In a 2016 article titled "How racially skewed are the Oscars?", The Economist had a look at the issue as of the 21st century and found that as far as actors are concerned, "...the number of black actors winning Oscars in this century has been pretty much in line with the size of America's overall black population. But this does not mean Hollywood has no problems of prejudice. As the data show, it clearly does." The article points to low African American membership numbers in the Academy of Motion Picture Arts and Sciences and under-representation at lower levels: "the whitewashing occurs not behind the closed doors of the Academy, but in drama schools (shown in the SAG membership) and casting offices". The article also highlights on a related problem: that while black actors may have gained more acknowledgment in the Oscars as of the 2000s, other minorities are still under-represented.
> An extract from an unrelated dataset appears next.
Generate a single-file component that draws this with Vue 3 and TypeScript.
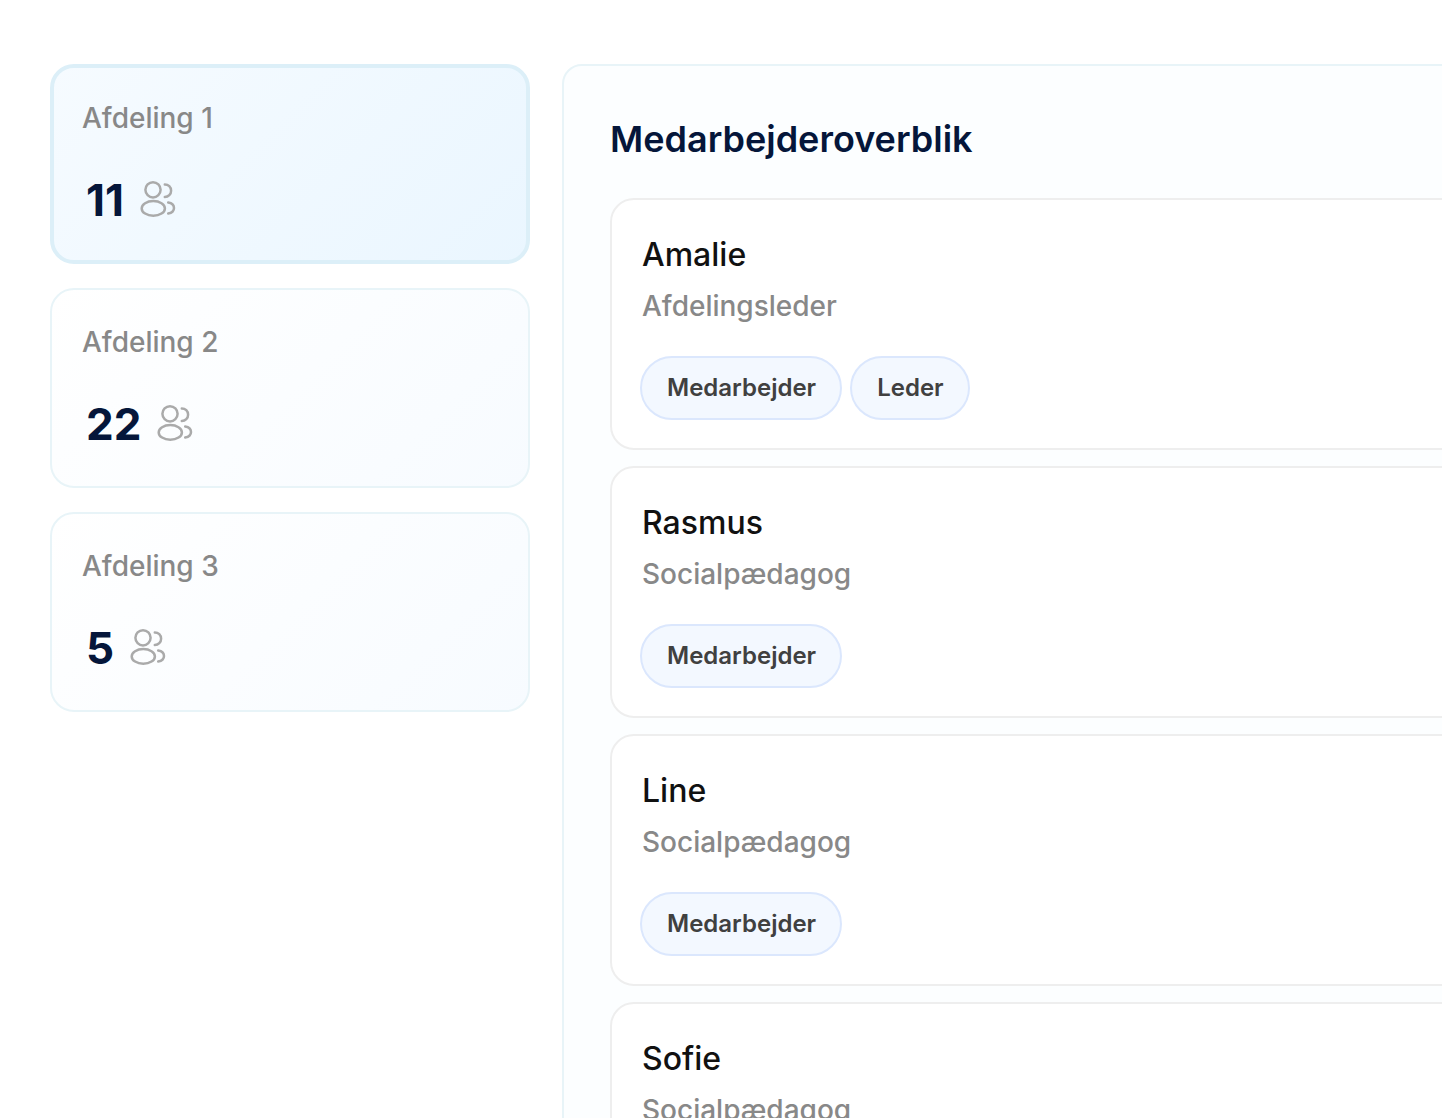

==== African-American roles in New Hollywood ====
Even in today's movies, the few roles that African-American performers are offered often fall under similar typecast roles to the roles offered in previous decades. Studio executives explain the lack of presence of African Americans in supporting or starring roles by stating that “only 4 out of 10 movies turn a profit, according to the Association of Motion Picture and Television Producers. But because pictures with nearly all-black casts come along more infrequently, they tend to stand out more when they fail".

== Racism in Hollywood ==
The perspectives, or perhaps lack thereof, throughout Hollywood of black representation can be linked back to colonialism and post-colonial perspectives within cinema. Colonialism and slave culture imposed an awareness of privilege and ascendency to “lesser breeds without the law”, to the point that a stigmatism of us-versus-them was prevalent in society. Ella Shohat and Robert Stam, in Unthinking Eurocentrism, explore ideas of racism and state that racism doesn't trek effortlessly and indifferently throughout time. They state that history references racism as “positional, relational and means that diverse groups have occupied the functional slot of the oppressed.” This continues to be the reality in Hollywood as “racism is above all a social relation – systematized hierarchization implacably pursued... anchored in material structures and embedded in historical configurations of power.” Shohat and Stam link the probable correlation between racism and its consequence of colonialism.

Another issue that Shohat and Stam address in their book is that “The sensitivity around stereotypes and distortions largely arises then, from the powerlessness of historically marginalised groups to control their own representation.” The absence of controlling the depiction of cultures, particularly people of colour, therefore, warrants need for more ethnic voices within Hollywood to speak on behalf of their culture. “Furthermore, in that the Hollywood system favours big-budget blockbusters, it is not only classist but also Eurocentric, in effect if not in explicit intention; to be a player in this game one needs to have economic power.”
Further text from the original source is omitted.